Write out all of the entries that follow, word for word, but skip the pictures.

**ENTRIES**:
________________________

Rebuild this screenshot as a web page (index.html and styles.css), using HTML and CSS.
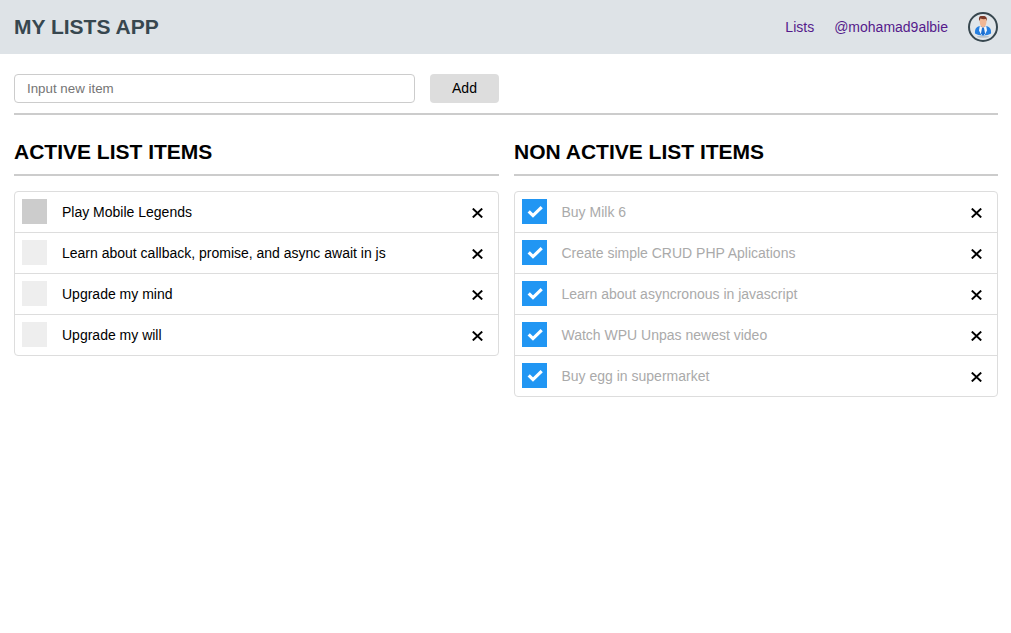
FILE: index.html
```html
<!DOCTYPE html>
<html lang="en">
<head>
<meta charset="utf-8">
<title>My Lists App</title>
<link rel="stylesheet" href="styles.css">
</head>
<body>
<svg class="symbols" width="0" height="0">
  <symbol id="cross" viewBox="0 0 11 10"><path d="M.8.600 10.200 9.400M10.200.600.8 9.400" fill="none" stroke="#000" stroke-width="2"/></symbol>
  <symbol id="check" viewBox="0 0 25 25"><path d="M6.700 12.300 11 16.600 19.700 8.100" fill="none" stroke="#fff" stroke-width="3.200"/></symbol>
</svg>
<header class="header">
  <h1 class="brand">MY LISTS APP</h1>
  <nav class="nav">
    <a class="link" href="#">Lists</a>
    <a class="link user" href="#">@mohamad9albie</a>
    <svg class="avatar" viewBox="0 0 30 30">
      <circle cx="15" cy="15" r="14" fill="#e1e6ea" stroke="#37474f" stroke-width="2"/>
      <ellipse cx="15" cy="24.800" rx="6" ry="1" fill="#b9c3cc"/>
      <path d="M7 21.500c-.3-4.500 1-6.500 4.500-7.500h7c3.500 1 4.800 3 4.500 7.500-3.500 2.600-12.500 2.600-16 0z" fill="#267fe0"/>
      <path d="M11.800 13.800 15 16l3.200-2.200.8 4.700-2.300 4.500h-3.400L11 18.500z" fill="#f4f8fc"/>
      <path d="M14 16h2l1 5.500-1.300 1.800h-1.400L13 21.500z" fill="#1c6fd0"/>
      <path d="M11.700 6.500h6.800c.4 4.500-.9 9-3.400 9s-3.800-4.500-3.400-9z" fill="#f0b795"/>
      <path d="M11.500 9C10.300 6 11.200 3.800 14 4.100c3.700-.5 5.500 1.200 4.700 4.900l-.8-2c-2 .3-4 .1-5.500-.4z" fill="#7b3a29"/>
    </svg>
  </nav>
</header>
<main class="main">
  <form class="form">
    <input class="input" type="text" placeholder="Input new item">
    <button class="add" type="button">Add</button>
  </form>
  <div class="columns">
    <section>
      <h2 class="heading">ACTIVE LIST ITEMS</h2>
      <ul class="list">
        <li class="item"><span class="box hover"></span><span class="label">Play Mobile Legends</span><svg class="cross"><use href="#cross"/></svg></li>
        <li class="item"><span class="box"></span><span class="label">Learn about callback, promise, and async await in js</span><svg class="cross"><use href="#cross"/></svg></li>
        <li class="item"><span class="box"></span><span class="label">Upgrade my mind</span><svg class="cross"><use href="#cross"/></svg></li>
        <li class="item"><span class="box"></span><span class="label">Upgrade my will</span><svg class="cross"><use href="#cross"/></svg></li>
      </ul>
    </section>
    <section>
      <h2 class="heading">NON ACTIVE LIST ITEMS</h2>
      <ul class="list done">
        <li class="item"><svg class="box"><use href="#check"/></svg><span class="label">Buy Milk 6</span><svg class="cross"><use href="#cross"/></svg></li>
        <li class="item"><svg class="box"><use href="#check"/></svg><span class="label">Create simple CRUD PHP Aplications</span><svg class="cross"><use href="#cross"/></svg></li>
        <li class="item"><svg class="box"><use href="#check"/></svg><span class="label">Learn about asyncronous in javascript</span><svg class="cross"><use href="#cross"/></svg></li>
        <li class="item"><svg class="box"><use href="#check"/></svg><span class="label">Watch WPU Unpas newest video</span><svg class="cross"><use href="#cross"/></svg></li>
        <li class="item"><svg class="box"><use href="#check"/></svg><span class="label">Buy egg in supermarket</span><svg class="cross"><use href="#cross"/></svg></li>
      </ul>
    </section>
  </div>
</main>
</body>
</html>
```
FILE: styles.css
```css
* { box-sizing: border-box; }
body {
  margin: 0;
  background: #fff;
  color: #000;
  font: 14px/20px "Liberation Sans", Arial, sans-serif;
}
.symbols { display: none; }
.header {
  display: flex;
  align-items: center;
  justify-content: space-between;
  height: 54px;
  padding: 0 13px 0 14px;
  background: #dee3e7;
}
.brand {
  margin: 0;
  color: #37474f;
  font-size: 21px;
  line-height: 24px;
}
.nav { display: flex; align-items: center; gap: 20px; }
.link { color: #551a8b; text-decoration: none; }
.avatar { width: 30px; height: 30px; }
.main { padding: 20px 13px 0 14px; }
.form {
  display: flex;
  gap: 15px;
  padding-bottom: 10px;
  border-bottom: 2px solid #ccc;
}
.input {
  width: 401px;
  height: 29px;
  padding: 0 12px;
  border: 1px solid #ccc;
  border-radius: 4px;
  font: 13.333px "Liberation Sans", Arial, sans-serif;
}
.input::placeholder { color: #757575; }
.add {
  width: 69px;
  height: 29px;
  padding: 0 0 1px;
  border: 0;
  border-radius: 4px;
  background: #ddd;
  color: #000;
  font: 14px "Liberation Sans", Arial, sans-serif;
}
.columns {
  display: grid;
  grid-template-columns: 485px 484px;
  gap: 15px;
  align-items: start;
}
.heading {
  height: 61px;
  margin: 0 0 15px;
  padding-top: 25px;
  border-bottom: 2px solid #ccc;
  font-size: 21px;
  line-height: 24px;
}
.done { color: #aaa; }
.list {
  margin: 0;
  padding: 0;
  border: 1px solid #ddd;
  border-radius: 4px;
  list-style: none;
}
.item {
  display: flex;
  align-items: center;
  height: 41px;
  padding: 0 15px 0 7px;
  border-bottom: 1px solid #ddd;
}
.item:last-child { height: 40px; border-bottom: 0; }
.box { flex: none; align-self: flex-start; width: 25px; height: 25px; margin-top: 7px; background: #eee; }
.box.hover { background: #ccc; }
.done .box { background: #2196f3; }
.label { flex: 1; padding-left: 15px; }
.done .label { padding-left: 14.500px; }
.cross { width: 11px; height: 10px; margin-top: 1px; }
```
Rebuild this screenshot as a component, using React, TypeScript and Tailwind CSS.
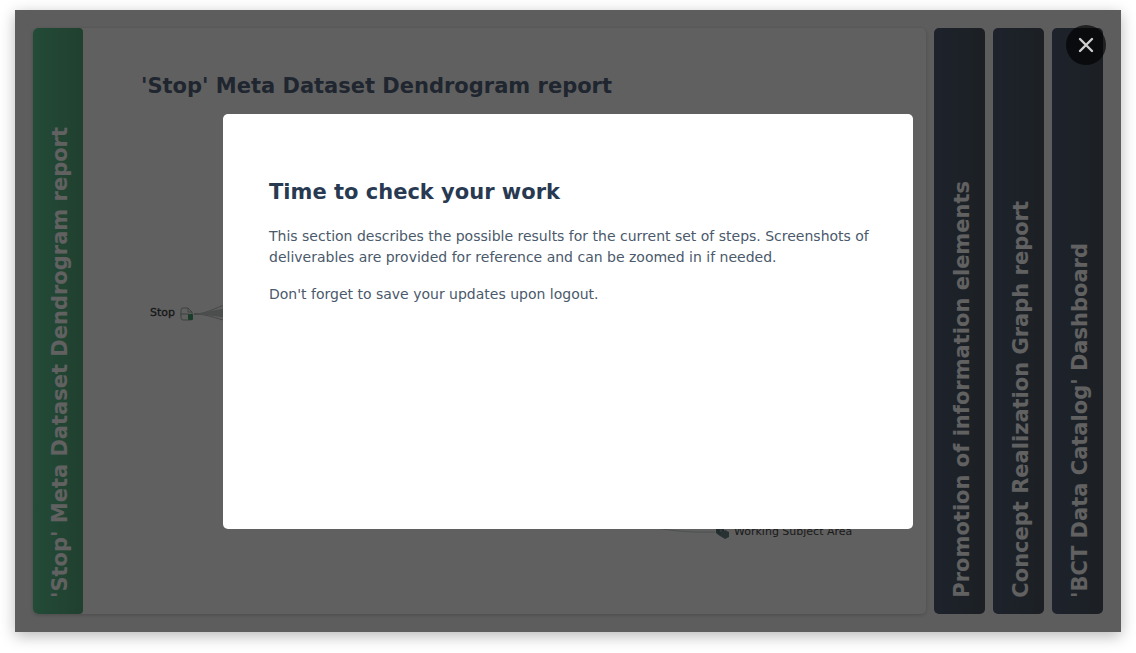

________________________

**TASK RESULT**:
Rebuild this screenshot as a web page (index.html and styles.css), using HTML and CSS.
FILE: index.html
```html
<!DOCTYPE html>
<html lang="en">
<head>
<meta charset="utf-8">
<title>My Lists App</title>
<link rel="stylesheet" href="styles.css">
</head>
<body>
<svg class="symbols" width="0" height="0">
  <symbol id="cross" viewBox="0 0 11 10"><path d="M.8.600 10.200 9.400M10.200.600.8 9.400" fill="none" stroke="#000" stroke-width="2"/></symbol>
  <symbol id="check" viewBox="0 0 25 25"><path d="M6.700 12.300 11 16.600 19.700 8.100" fill="none" stroke="#fff" stroke-width="3.200"/></symbol>
</svg>
<header class="header">
  <h1 class="brand">MY LISTS APP</h1>
  <nav class="nav">
    <a class="link" href="#">Lists</a>
    <a class="link user" href="#">@mohamad9albie</a>
    <svg class="avatar" viewBox="0 0 30 30">
      <circle cx="15" cy="15" r="14" fill="#e1e6ea" stroke="#37474f" stroke-width="2"/>
      <ellipse cx="15" cy="24.800" rx="6" ry="1" fill="#b9c3cc"/>
      <path d="M7 21.500c-.3-4.500 1-6.500 4.500-7.500h7c3.500 1 4.800 3 4.500 7.500-3.500 2.600-12.500 2.600-16 0z" fill="#267fe0"/>
      <path d="M11.800 13.800 15 16l3.200-2.200.8 4.700-2.300 4.500h-3.400L11 18.500z" fill="#f4f8fc"/>
      <path d="M14 16h2l1 5.500-1.300 1.800h-1.400L13 21.500z" fill="#1c6fd0"/>
      <path d="M11.700 6.500h6.800c.4 4.500-.9 9-3.400 9s-3.800-4.500-3.400-9z" fill="#f0b795"/>
      <path d="M11.500 9C10.300 6 11.200 3.800 14 4.100c3.700-.5 5.500 1.200 4.700 4.900l-.8-2c-2 .3-4 .1-5.500-.4z" fill="#7b3a29"/>
    </svg>
  </nav>
</header>
<main class="main">
  <form class="form">
    <input class="input" type="text" placeholder="Input new item">
    <button class="add" type="button">Add</button>
  </form>
  <div class="columns">
    <section>
      <h2 class="heading">ACTIVE LIST ITEMS</h2>
      <ul class="list">
        <li class="item"><span class="box hover"></span><span class="label">Play Mobile Legends</span><svg class="cross"><use href="#cross"/></svg></li>
        <li class="item"><span class="box"></span><span class="label">Learn about callback, promise, and async await in js</span><svg class="cross"><use href="#cross"/></svg></li>
        <li class="item"><span class="box"></span><span class="label">Upgrade my mind</span><svg class="cross"><use href="#cross"/></svg></li>
        <li class="item"><span class="box"></span><span class="label">Upgrade my will</span><svg class="cross"><use href="#cross"/></svg></li>
      </ul>
    </section>
    <section>
      <h2 class="heading">NON ACTIVE LIST ITEMS</h2>
      <ul class="list done">
        <li class="item"><svg class="box"><use href="#check"/></svg><span class="label">Buy Milk 6</span><svg class="cross"><use href="#cross"/></svg></li>
        <li class="item"><svg class="box"><use href="#check"/></svg><span class="label">Create simple CRUD PHP Aplications</span><svg class="cross"><use href="#cross"/></svg></li>
        <li class="item"><svg class="box"><use href="#check"/></svg><span class="label">Learn about asyncronous in javascript</span><svg class="cross"><use href="#cross"/></svg></li>
        <li class="item"><svg class="box"><use href="#check"/></svg><span class="label">Watch WPU Unpas newest video</span><svg class="cross"><use href="#cross"/></svg></li>
        <li class="item"><svg class="box"><use href="#check"/></svg><span class="label">Buy egg in supermarket</span><svg class="cross"><use href="#cross"/></svg></li>
      </ul>
    </section>
  </div>
</main>
</body>
</html>
```
FILE: styles.css
```css
* { box-sizing: border-box; }
body {
  margin: 0;
  background: #fff;
  color: #000;
  font: 14px/20px "Liberation Sans", Arial, sans-serif;
}
.symbols { display: none; }
.header {
  display: flex;
  align-items: center;
  justify-content: space-between;
  height: 54px;
  padding: 0 13px 0 14px;
  background: #dee3e7;
}
.brand {
  margin: 0;
  color: #37474f;
  font-size: 21px;
  line-height: 24px;
}
.nav { display: flex; align-items: center; gap: 20px; }
.link { color: #551a8b; text-decoration: none; }
.avatar { width: 30px; height: 30px; }
.main { padding: 20px 13px 0 14px; }
.form {
  display: flex;
  gap: 15px;
  padding-bottom: 10px;
  border-bottom: 2px solid #ccc;
}
.input {
  width: 401px;
  height: 29px;
  padding: 0 12px;
  border: 1px solid #ccc;
  border-radius: 4px;
  font: 13.333px "Liberation Sans", Arial, sans-serif;
}
.input::placeholder { color: #757575; }
.add {
  width: 69px;
  height: 29px;
  padding: 0 0 1px;
  border: 0;
  border-radius: 4px;
  background: #ddd;
  color: #000;
  font: 14px "Liberation Sans", Arial, sans-serif;
}
.columns {
  display: grid;
  grid-template-columns: 485px 484px;
  gap: 15px;
  align-items: start;
}
.heading {
  height: 61px;
  margin: 0 0 15px;
  padding-top: 25px;
  border-bottom: 2px solid #ccc;
  font-size: 21px;
  line-height: 24px;
}
.done { color: #aaa; }
.list {
  margin: 0;
  padding: 0;
  border: 1px solid #ddd;
  border-radius: 4px;
  list-style: none;
}
.item {
  display: flex;
  align-items: center;
  height: 41px;
  padding: 0 15px 0 7px;
  border-bottom: 1px solid #ddd;
}
.item:last-child { height: 40px; border-bottom: 0; }
.box { flex: none; align-self: flex-start; width: 25px; height: 25px; margin-top: 7px; background: #eee; }
.box.hover { background: #ccc; }
.done .box { background: #2196f3; }
.label { flex: 1; padding-left: 15px; }
.done .label { padding-left: 14.500px; }
.cross { width: 11px; height: 10px; margin-top: 1px; }
```
Rebuild this screenshot as a component, using React, TypeScript and Tailwind CSS.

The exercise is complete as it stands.